Was it? Yes. It hummed softly with a familiar sound — the sound that she’d known all her life, that had been so much a part of the world that she never really heard it. More that she heard its absence on the rare occasions power failed during a storm. Here it was, singing from the depths of the foliage: the infamous 60 cycle hum that plagued musicians since they first learned how to feed electricity into a guitar.
It made sense. The kind of luminescence they’d been seeing needed some sort of power source; simple bioluminescence just wasn’t bright enough, and really couldn’t be, without becoming quickly exhausted. Unless all the leaves within the kudzu were bioluminescent. It would work, but it would be tremendously disconcerting, like living in a film negative.
The silver leaves on the exterior of the kudzu, then, were solar cells, collecting sunlight and converting it to electricity.
Which meant that there was — had to be — some mechanism by which the power was transmitted through the plant and made available to the lamp-leaves. A power grid, of some sort.
Colleen lifted the wide leaf to examine the base. The stem glowed, and it was warm where it connected to the vine. She shifted her weight to get a better look.
There was a soft snap.
There was a flash of light.
Colleen lay on her back on the tunnel floor, gasping for breath. Her fingers tingled, but not bad. Mostly she had knocked the wind out of herself by inhaling just as she hit the uneven floor.

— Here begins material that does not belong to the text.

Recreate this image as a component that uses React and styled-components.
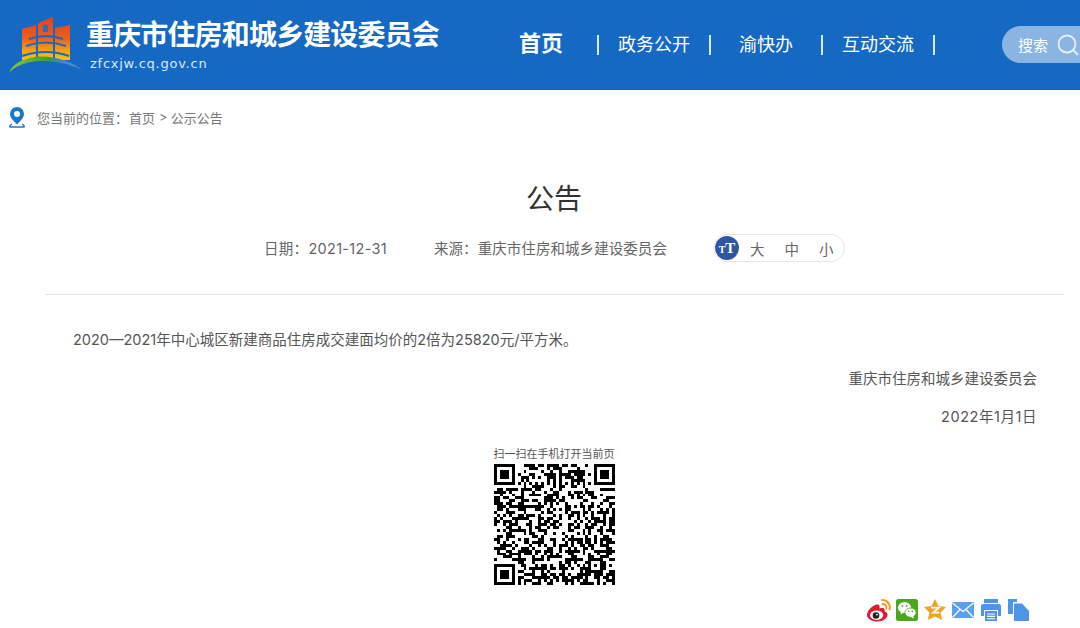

She forced herself onto her hands and knees, and then up onto her heels, as she tried to catch her breath. Michael was sitting up under his silver blanket, watching her.
“I’m fine,” she said, when she could. “Don’t bother getting up.”
She brushed a hand through her short hair, stood, dusted herself off. “Yeah,” she said. “Don’t worry about me. I’m just fucking fine.”
She felt Michael’s eyes on her as she walked away, and she kept walking until she couldn’t feel them anymore.
And then kept walking.
~
It was calm here by the lake, calming, and Colleen sat in the moss and watched the cats fish. The placid waters rippled gently, and the bees buzzed from flower to flower. The loamy scent of the moss mingled with the sweetness of ripe berries.
But really, she’d had her fill of berries.
She had no idea how long they’d wandered, lost within the kudzu, and other than a few handfuls of tough, tasteless kudzu peas, all she’d eaten were berries. How long before she turned purple herself?
One of the cats strolled proudly past her, a fish wriggling in its mouth.
Colleen’s mouth watered, remembering sushi.
She reached toward the cat, slowly, but it bolted. Wrestling a cat for a fish didn’t seem wise, anyway.
She had left her pack back with Michael, but she didn’t think there was much in it that would be of use in catching a fish. She needed a net, or something.
She lay back on the soft moss and looked at the roof of the chamber, and thought.
And then, she got to work.
~
There was something oddly liberating about standing naked in a lake, trawling for fish with one’s shirt. A break from, well, from everything. From civilization. From shame. From inadequacy. From the past.
From everything society ground into a person from the day she was born.
The cats and the fish didn’t care that her tits were too small, or her nose too big, or that she had horrible scars melted into her body. Right here, right now, nobody cared.
Clothes were to protect from the elements. Right now, it was warm. She shoved her panties and bra into her pants pocket, and draped them over her shoulder.
She pulled her shirt, flapping and dripping, out of the lake. It was tied off at the neck and sleeves with kudzu vine twine to make the net, and then again at the other end to keep her catch in. Water streamed through the fabric, until it was just fish.
She headed back to where she had left Michael, who had made something akin to a blade from his space suit’s belt buckle. They’d have a proper meal, and if the fish lived long enough for her to get back to camp, she could put some of them in one of her water skins, to save for later.
And maybe, just maybe, she and Michael could talk. Not about the past, for once. About the future.
~
When she got back to camp, Michael was gone.